GIVEN RECORDS |
.....

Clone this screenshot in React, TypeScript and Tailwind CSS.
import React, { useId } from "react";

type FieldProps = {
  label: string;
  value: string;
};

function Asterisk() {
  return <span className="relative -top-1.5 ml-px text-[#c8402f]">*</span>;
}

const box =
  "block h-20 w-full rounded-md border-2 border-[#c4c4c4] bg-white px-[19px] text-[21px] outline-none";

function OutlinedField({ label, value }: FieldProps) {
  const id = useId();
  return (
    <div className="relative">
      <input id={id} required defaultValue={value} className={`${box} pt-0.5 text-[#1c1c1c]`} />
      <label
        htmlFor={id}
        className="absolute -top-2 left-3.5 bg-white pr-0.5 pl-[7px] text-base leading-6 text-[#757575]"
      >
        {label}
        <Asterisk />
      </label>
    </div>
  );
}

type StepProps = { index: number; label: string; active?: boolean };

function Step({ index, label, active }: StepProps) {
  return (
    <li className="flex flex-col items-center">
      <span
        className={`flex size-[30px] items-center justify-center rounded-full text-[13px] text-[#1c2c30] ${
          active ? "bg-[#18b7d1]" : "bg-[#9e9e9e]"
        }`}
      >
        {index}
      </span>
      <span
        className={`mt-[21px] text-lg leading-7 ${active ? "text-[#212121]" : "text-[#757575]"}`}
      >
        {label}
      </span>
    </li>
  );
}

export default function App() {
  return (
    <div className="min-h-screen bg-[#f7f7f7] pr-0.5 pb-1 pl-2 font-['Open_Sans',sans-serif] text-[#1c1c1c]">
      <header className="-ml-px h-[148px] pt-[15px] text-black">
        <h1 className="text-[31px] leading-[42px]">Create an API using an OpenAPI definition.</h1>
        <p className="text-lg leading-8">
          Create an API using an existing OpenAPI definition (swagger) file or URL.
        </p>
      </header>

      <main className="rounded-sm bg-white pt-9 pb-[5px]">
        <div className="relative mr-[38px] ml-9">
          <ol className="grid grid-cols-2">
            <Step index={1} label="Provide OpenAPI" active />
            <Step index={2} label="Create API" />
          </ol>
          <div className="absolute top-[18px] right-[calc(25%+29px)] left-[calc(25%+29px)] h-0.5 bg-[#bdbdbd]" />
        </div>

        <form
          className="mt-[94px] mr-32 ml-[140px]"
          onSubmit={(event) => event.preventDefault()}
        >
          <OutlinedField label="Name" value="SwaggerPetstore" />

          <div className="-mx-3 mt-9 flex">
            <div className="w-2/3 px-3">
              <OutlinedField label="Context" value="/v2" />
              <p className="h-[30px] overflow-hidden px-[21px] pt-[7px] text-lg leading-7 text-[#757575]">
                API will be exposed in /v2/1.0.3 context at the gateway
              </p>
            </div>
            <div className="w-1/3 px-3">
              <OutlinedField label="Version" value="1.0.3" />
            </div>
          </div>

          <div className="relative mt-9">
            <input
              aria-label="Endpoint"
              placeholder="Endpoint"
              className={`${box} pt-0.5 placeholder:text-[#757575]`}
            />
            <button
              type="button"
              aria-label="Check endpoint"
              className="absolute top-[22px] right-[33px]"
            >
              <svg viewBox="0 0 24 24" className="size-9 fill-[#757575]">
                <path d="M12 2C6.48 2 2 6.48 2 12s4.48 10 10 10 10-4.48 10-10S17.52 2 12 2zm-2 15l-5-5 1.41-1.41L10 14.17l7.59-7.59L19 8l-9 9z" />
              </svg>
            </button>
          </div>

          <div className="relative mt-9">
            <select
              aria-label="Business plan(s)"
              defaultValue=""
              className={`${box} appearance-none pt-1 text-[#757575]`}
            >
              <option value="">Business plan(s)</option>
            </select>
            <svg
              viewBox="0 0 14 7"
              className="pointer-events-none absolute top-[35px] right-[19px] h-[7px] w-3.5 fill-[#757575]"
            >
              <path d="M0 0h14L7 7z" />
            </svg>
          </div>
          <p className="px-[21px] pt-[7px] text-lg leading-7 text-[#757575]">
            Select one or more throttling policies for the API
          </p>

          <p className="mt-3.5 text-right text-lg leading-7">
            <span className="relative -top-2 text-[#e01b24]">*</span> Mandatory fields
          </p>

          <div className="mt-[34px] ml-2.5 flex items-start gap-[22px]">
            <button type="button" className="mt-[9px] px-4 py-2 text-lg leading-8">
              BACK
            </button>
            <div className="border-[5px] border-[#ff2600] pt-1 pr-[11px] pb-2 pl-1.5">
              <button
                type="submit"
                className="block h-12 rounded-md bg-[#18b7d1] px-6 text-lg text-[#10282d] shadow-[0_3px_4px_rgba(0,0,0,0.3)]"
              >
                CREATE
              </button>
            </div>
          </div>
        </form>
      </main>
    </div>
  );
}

.....

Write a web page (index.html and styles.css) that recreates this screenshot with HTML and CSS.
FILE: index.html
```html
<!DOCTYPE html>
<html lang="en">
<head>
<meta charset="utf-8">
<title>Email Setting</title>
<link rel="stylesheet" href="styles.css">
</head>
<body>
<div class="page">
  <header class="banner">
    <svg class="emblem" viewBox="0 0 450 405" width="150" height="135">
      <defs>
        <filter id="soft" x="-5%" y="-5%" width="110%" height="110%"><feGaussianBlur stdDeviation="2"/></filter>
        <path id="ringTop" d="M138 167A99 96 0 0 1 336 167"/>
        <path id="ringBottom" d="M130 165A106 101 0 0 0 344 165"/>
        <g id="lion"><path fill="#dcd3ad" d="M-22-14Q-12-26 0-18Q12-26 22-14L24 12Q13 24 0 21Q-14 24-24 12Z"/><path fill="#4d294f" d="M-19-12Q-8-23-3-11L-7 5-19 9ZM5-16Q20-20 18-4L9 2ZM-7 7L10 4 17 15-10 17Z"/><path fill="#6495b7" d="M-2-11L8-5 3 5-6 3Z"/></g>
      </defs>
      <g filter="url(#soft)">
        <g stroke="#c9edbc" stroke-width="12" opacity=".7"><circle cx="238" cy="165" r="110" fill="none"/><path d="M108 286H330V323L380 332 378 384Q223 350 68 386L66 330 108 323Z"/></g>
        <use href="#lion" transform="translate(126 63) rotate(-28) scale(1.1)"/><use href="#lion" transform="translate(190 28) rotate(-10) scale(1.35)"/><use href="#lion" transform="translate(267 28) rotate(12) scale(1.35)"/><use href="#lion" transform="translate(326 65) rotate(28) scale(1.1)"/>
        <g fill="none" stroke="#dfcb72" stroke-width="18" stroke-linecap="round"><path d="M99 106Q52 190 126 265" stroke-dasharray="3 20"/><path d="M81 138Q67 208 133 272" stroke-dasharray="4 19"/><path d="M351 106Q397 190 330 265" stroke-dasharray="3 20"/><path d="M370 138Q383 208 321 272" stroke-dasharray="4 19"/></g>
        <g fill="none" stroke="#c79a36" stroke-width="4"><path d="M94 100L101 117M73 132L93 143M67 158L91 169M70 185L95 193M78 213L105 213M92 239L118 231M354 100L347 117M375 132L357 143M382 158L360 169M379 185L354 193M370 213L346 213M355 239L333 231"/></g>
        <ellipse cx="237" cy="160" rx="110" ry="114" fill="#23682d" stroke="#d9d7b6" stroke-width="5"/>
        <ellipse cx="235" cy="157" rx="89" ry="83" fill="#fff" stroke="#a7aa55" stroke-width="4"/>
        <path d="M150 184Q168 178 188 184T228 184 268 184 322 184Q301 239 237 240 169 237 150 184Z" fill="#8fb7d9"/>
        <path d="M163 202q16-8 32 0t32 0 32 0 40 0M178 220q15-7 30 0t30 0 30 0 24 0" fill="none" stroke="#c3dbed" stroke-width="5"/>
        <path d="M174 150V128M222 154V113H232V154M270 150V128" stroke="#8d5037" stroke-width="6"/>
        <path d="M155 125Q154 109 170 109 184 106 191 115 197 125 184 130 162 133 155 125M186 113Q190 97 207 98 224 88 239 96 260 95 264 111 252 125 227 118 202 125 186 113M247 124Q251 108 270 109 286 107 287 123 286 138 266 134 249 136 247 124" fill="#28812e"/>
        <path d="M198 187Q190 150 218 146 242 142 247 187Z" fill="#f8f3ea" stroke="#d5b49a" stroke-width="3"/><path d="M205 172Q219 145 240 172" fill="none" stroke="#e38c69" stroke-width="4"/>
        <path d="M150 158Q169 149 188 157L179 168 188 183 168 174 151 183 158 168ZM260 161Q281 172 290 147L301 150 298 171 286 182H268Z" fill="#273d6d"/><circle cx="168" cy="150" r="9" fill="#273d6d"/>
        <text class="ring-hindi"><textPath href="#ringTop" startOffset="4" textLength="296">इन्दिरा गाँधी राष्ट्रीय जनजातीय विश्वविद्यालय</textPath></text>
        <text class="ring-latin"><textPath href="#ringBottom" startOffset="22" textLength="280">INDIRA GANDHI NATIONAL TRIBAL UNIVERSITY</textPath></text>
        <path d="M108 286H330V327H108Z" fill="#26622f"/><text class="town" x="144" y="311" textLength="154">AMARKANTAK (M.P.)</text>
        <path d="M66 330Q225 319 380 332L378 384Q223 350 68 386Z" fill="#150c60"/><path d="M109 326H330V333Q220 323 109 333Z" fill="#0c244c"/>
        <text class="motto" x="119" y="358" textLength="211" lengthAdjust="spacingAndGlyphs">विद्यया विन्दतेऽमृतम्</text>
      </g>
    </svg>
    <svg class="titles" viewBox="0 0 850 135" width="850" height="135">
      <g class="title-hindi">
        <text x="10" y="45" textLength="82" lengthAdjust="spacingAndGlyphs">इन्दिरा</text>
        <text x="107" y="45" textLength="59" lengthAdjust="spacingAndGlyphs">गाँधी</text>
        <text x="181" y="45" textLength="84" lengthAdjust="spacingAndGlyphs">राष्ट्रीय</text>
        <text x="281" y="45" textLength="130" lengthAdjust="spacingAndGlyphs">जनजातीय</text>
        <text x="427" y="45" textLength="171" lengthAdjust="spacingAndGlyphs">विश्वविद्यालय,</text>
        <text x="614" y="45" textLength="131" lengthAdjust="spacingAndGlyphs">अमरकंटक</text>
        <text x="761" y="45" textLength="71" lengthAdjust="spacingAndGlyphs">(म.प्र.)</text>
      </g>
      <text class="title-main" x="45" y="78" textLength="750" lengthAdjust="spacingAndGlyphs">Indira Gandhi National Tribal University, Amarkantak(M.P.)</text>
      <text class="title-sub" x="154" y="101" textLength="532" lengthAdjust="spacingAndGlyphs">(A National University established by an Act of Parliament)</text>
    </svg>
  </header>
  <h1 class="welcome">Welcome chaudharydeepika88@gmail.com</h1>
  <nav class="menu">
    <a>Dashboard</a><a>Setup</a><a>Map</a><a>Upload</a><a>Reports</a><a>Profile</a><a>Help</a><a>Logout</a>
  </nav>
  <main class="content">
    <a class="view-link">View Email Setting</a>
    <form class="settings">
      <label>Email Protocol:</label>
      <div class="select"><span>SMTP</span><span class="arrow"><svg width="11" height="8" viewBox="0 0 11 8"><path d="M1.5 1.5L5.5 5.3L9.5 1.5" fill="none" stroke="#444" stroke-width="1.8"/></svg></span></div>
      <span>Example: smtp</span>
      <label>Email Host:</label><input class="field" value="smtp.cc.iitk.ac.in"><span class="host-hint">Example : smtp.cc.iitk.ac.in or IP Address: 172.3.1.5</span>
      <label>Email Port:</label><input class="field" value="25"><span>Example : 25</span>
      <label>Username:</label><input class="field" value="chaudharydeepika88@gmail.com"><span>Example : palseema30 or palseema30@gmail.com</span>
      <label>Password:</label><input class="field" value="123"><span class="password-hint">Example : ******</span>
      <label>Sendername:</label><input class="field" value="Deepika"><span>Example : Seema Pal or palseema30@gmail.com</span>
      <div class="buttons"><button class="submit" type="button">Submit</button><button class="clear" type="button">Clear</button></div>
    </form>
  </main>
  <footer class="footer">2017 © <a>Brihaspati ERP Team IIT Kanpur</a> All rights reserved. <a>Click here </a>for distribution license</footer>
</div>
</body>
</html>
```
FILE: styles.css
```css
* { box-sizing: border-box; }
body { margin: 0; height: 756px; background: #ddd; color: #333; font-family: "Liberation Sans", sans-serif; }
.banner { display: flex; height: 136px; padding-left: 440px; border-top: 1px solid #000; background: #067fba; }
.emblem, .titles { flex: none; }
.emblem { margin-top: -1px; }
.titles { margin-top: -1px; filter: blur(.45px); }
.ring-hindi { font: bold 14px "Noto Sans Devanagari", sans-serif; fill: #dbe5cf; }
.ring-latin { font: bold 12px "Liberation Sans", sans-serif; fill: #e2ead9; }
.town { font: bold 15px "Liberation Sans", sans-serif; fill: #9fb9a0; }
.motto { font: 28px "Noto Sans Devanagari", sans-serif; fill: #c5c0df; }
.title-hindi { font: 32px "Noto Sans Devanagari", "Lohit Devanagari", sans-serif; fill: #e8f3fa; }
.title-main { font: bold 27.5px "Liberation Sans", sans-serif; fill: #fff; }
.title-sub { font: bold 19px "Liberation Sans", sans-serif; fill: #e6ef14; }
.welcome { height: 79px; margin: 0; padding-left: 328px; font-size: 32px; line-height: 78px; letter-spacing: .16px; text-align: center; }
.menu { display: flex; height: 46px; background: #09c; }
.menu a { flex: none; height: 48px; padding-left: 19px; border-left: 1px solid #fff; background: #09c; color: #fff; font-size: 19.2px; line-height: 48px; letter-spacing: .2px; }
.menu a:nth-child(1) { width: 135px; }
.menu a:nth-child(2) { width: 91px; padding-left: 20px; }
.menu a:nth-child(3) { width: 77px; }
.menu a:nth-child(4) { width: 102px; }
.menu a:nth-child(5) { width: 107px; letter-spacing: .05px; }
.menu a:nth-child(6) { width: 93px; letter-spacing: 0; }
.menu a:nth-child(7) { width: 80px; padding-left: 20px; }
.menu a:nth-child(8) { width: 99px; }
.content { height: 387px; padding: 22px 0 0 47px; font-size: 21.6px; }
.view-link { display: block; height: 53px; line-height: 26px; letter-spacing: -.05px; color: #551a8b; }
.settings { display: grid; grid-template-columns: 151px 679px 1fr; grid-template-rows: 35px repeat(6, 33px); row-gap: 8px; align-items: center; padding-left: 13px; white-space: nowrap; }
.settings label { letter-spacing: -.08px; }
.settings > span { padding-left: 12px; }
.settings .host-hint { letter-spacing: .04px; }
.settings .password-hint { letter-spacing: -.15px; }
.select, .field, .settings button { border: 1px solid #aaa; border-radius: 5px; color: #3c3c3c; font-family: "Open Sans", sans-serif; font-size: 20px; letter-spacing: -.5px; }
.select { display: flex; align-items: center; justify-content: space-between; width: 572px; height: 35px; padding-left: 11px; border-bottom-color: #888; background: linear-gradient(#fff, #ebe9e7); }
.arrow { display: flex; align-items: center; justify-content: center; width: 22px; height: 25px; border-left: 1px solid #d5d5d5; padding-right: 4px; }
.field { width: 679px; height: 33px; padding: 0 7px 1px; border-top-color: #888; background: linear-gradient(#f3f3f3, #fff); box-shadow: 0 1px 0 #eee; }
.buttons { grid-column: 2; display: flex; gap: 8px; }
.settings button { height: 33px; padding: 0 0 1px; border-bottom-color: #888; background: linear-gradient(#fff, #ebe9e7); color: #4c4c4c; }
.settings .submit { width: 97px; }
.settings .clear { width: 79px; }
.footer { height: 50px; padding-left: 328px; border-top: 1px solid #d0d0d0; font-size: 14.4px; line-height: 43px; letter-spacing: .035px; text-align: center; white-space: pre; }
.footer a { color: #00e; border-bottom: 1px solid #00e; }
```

.....

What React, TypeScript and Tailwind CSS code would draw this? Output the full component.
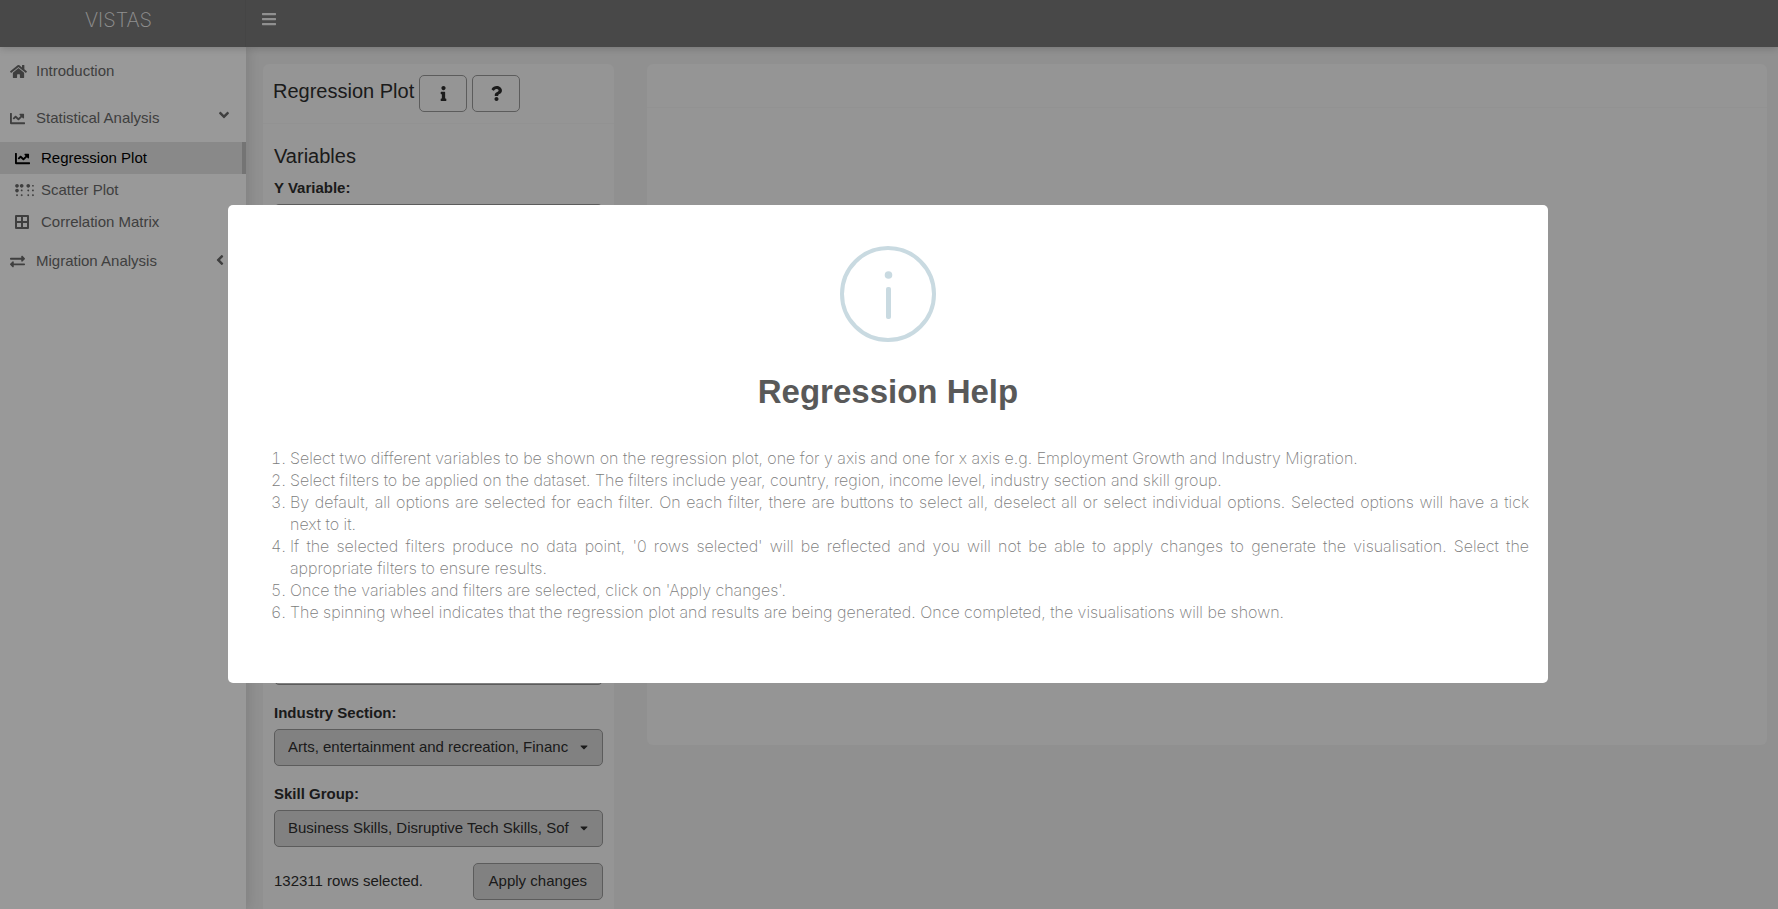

.....

WHAT YOU WILL DO | Repeat, unchanged, every line from the one that contains "Clone this screenshot" to the one that contains "h-20 w-full rounded-md", including both, and no other line.

RESULT OF THE TASK |
Clone this screenshot in React, TypeScript and Tailwind CSS.
import React, { useId } from "react";

type FieldProps = {
  label: string;
  value: string;
};

function Asterisk() {
  return <span className="relative -top-1.5 ml-px text-[#c8402f]">*</span>;
}

const box =
  "block h-20 w-full rounded-md border-2 border-[#c4c4c4] bg-white px-[19px] text-[21px] outline-none";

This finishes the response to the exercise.